── Collected data ──

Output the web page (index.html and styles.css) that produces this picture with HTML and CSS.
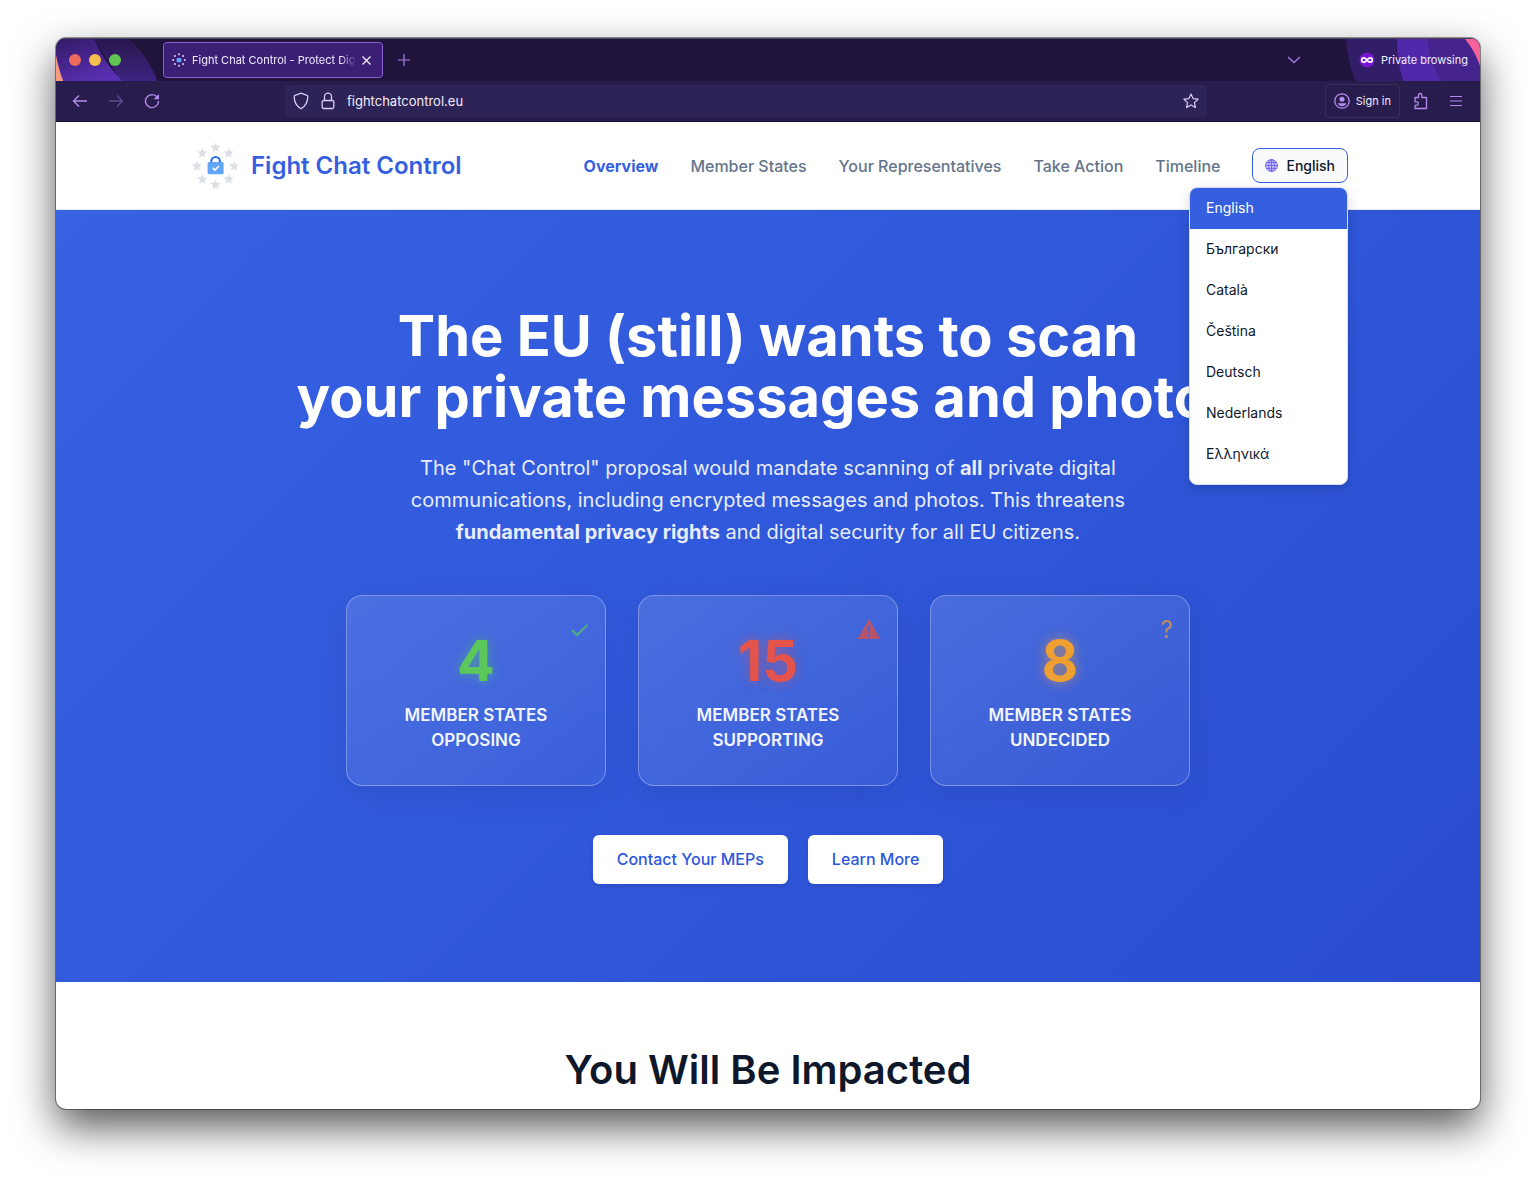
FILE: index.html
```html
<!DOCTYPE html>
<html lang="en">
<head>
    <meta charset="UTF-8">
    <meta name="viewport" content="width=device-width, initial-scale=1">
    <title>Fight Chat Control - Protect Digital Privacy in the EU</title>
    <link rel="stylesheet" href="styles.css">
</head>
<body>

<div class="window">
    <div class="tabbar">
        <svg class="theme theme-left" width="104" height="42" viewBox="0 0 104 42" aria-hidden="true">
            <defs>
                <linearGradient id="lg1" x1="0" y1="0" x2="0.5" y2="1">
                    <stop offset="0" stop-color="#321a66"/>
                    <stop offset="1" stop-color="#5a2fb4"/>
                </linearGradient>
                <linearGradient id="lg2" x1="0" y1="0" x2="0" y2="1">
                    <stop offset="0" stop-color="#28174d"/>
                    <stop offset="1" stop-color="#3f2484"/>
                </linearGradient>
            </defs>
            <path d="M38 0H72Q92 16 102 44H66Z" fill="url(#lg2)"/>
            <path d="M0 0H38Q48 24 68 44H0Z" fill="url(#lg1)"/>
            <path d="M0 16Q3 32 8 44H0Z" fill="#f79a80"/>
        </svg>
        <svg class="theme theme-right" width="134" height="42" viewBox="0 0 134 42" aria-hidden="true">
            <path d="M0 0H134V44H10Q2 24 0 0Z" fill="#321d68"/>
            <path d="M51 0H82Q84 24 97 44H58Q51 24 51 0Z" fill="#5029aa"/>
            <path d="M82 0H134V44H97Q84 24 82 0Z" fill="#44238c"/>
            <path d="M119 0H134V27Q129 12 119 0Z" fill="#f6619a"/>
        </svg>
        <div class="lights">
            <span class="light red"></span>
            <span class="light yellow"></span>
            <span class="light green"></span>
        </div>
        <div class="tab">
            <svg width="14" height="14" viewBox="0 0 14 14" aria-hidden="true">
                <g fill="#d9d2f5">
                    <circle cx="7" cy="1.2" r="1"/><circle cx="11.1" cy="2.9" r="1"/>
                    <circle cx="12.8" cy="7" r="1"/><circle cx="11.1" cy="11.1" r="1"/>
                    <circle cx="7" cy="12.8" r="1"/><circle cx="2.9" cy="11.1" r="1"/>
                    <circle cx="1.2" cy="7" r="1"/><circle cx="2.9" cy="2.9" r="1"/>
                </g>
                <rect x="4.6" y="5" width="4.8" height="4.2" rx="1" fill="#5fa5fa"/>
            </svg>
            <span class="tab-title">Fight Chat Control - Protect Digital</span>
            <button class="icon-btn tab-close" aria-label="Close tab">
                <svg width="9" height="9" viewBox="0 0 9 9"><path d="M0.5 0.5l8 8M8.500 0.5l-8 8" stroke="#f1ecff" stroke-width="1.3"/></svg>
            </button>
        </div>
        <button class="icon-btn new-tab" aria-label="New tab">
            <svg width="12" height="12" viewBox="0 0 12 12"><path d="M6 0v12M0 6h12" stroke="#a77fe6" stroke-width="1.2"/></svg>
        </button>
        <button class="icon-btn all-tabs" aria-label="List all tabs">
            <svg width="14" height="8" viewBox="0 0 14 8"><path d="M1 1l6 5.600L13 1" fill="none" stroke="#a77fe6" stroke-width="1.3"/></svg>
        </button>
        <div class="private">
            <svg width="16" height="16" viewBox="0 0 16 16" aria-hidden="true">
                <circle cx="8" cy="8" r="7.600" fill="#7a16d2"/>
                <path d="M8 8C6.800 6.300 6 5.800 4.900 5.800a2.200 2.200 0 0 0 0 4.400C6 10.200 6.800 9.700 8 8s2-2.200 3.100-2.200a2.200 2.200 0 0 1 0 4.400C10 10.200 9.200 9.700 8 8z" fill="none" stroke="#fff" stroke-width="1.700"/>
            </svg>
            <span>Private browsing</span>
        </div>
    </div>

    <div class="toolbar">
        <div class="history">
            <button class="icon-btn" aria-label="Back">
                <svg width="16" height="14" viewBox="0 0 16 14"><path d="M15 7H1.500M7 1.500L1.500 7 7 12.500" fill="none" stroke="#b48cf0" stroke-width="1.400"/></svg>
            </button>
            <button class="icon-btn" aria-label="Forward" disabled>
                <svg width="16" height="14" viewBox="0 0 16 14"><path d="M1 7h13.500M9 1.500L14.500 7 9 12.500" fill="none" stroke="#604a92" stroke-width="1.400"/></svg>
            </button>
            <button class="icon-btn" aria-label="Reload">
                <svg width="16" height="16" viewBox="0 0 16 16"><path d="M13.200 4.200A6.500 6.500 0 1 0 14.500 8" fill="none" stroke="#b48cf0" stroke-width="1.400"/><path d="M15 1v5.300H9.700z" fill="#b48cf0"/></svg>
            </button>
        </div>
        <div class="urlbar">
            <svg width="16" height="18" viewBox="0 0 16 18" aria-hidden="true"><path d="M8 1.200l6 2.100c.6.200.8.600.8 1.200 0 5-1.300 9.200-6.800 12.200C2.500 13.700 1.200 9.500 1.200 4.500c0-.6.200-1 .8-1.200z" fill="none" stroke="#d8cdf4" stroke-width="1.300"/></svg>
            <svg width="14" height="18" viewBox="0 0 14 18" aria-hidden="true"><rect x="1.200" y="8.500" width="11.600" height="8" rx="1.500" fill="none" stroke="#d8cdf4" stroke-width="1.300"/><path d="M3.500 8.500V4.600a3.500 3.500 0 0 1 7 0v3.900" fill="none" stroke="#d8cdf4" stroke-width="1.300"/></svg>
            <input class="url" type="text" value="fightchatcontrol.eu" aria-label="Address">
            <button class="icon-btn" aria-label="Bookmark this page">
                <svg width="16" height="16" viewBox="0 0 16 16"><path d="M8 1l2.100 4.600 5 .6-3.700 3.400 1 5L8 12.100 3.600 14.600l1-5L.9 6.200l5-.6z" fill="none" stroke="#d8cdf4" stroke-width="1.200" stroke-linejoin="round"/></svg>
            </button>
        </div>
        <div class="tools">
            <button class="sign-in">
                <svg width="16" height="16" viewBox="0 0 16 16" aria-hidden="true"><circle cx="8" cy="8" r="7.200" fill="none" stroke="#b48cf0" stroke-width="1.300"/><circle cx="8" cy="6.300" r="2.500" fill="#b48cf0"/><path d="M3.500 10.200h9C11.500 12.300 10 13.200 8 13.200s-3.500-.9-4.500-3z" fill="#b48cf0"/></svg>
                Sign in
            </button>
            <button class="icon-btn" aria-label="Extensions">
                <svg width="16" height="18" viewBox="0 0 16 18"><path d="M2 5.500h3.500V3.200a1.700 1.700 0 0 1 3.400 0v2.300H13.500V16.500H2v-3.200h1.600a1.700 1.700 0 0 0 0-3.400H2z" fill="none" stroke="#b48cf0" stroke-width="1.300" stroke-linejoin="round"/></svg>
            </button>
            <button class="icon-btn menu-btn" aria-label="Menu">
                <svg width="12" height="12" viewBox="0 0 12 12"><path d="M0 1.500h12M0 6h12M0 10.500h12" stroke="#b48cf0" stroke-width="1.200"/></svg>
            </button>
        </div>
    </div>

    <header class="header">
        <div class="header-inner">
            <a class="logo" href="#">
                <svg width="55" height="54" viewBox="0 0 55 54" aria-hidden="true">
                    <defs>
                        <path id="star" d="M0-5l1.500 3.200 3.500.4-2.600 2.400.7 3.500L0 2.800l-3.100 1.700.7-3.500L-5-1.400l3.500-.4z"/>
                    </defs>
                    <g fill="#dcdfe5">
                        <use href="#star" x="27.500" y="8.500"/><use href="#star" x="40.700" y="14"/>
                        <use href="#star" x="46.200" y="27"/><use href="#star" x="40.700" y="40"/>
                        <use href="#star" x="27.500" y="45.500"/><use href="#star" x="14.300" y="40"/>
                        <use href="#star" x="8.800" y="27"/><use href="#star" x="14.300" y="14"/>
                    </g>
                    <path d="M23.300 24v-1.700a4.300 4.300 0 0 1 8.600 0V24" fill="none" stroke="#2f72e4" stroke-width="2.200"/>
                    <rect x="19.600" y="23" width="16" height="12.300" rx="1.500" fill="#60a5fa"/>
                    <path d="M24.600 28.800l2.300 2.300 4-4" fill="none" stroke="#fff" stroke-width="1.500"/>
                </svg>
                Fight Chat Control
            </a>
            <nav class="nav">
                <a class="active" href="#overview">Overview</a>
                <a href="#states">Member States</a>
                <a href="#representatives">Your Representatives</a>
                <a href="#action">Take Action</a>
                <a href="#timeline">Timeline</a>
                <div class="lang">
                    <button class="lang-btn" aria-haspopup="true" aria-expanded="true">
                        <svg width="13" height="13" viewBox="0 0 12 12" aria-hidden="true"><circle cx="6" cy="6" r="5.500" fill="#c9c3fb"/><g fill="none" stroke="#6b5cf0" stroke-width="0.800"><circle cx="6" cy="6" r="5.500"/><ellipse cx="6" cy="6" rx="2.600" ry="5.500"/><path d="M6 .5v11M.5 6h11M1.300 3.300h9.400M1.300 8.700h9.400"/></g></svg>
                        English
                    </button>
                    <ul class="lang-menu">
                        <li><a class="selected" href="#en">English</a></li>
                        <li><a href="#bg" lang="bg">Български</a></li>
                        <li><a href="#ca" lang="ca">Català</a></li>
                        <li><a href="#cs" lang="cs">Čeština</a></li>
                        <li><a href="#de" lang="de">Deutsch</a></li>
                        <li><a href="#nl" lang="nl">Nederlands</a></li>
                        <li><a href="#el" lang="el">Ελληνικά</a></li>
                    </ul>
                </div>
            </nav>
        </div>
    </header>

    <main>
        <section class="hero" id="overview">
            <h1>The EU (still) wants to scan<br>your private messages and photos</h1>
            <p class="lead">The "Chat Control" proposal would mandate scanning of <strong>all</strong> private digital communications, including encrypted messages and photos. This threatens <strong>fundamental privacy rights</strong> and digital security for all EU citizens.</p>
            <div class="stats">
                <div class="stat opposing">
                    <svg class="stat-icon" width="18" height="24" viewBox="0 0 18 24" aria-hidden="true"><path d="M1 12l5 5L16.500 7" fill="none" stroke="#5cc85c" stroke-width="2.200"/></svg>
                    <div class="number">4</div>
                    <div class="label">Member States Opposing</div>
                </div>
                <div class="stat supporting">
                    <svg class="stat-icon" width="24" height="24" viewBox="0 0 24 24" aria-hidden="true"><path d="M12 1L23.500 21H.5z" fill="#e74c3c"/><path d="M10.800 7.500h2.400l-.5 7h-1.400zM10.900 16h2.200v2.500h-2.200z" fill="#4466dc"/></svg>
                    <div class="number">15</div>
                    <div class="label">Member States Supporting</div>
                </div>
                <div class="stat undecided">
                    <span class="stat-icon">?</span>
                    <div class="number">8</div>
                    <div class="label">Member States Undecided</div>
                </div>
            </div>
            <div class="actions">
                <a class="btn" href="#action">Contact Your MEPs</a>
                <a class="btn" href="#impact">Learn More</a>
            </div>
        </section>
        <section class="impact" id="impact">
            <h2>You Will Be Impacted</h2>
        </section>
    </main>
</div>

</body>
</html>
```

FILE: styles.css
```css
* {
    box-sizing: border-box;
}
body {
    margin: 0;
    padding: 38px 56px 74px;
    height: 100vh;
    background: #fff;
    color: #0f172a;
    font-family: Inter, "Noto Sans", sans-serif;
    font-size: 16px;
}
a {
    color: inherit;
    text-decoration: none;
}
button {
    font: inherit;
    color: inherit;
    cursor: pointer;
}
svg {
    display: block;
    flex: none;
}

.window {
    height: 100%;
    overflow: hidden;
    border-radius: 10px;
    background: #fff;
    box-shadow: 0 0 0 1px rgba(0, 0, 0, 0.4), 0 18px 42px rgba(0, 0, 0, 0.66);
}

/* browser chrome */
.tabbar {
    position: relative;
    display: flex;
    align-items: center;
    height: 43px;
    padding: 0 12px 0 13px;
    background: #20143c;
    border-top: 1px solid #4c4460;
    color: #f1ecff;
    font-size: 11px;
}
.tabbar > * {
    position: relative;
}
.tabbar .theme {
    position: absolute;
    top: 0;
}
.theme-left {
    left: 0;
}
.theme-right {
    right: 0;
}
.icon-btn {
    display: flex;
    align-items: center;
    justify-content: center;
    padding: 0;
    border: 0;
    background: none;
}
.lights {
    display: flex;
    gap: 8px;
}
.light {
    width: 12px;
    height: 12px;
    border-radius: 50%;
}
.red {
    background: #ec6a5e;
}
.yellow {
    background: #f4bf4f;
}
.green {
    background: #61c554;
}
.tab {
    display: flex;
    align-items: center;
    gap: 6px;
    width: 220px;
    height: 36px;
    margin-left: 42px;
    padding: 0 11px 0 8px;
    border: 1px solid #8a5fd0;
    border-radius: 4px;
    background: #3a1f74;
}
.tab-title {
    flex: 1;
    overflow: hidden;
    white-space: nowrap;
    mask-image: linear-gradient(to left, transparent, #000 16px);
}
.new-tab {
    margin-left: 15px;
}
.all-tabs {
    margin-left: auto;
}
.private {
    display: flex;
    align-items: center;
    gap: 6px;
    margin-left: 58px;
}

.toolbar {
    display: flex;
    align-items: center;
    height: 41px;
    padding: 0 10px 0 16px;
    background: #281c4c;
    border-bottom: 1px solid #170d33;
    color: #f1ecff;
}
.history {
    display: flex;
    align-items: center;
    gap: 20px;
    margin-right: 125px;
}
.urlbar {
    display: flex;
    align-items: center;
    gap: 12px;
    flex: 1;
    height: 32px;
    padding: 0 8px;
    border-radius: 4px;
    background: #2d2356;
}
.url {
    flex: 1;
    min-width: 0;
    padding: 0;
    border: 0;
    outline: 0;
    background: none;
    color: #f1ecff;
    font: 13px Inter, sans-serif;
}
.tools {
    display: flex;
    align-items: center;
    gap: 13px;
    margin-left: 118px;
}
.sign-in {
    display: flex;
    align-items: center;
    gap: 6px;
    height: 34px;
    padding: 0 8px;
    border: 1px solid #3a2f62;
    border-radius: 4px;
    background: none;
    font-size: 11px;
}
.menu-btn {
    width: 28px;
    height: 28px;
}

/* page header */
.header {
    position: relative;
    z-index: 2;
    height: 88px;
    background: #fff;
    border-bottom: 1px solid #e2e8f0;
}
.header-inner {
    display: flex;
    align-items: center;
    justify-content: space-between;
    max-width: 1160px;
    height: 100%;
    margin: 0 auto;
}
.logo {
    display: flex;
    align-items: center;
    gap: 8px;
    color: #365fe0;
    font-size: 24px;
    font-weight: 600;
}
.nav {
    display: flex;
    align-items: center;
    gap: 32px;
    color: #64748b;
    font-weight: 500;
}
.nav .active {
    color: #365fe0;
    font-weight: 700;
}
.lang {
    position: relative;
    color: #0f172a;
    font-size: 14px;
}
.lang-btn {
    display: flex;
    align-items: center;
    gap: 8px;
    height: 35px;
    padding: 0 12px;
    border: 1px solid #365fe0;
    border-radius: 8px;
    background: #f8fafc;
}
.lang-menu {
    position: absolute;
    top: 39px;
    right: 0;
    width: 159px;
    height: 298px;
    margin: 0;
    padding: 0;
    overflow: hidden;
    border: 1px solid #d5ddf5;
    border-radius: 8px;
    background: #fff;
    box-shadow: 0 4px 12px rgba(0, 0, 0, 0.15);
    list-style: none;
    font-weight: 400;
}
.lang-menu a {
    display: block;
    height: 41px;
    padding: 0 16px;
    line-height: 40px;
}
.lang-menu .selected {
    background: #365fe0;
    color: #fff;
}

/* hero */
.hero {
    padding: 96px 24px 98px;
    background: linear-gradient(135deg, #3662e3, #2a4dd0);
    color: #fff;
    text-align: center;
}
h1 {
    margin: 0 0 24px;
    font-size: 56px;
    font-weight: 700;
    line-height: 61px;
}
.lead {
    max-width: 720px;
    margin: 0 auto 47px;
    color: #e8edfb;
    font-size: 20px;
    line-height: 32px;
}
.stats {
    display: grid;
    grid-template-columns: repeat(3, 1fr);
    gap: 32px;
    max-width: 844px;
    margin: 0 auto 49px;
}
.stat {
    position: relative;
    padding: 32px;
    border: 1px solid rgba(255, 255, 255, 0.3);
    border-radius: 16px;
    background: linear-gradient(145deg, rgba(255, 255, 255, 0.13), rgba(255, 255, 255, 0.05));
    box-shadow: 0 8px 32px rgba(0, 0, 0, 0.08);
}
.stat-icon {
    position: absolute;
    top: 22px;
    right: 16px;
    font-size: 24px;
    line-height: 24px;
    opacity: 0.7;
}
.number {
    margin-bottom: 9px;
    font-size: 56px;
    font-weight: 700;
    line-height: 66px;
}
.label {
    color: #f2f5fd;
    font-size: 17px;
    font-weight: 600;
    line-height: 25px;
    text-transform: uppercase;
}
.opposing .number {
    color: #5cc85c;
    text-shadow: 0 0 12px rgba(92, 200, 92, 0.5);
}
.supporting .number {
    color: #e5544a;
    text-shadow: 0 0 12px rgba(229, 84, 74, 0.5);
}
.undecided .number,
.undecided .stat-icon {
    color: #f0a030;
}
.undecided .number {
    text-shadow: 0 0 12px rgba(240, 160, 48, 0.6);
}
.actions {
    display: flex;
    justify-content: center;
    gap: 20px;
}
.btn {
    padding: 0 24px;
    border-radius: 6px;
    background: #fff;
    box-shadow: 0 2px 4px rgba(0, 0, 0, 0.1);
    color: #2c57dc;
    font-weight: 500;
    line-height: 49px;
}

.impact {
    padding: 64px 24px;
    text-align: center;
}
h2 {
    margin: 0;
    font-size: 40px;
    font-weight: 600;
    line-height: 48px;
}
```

───

- [What is being asked]:
Lines that hold "page" are the ones to copy; find all of them.

- [Result of the task]:
Output the web page (index.html and styles.css) that produces this picture with HTML and CSS.
            <button class="icon-btn" aria-label="Bookmark this page">
/* page header */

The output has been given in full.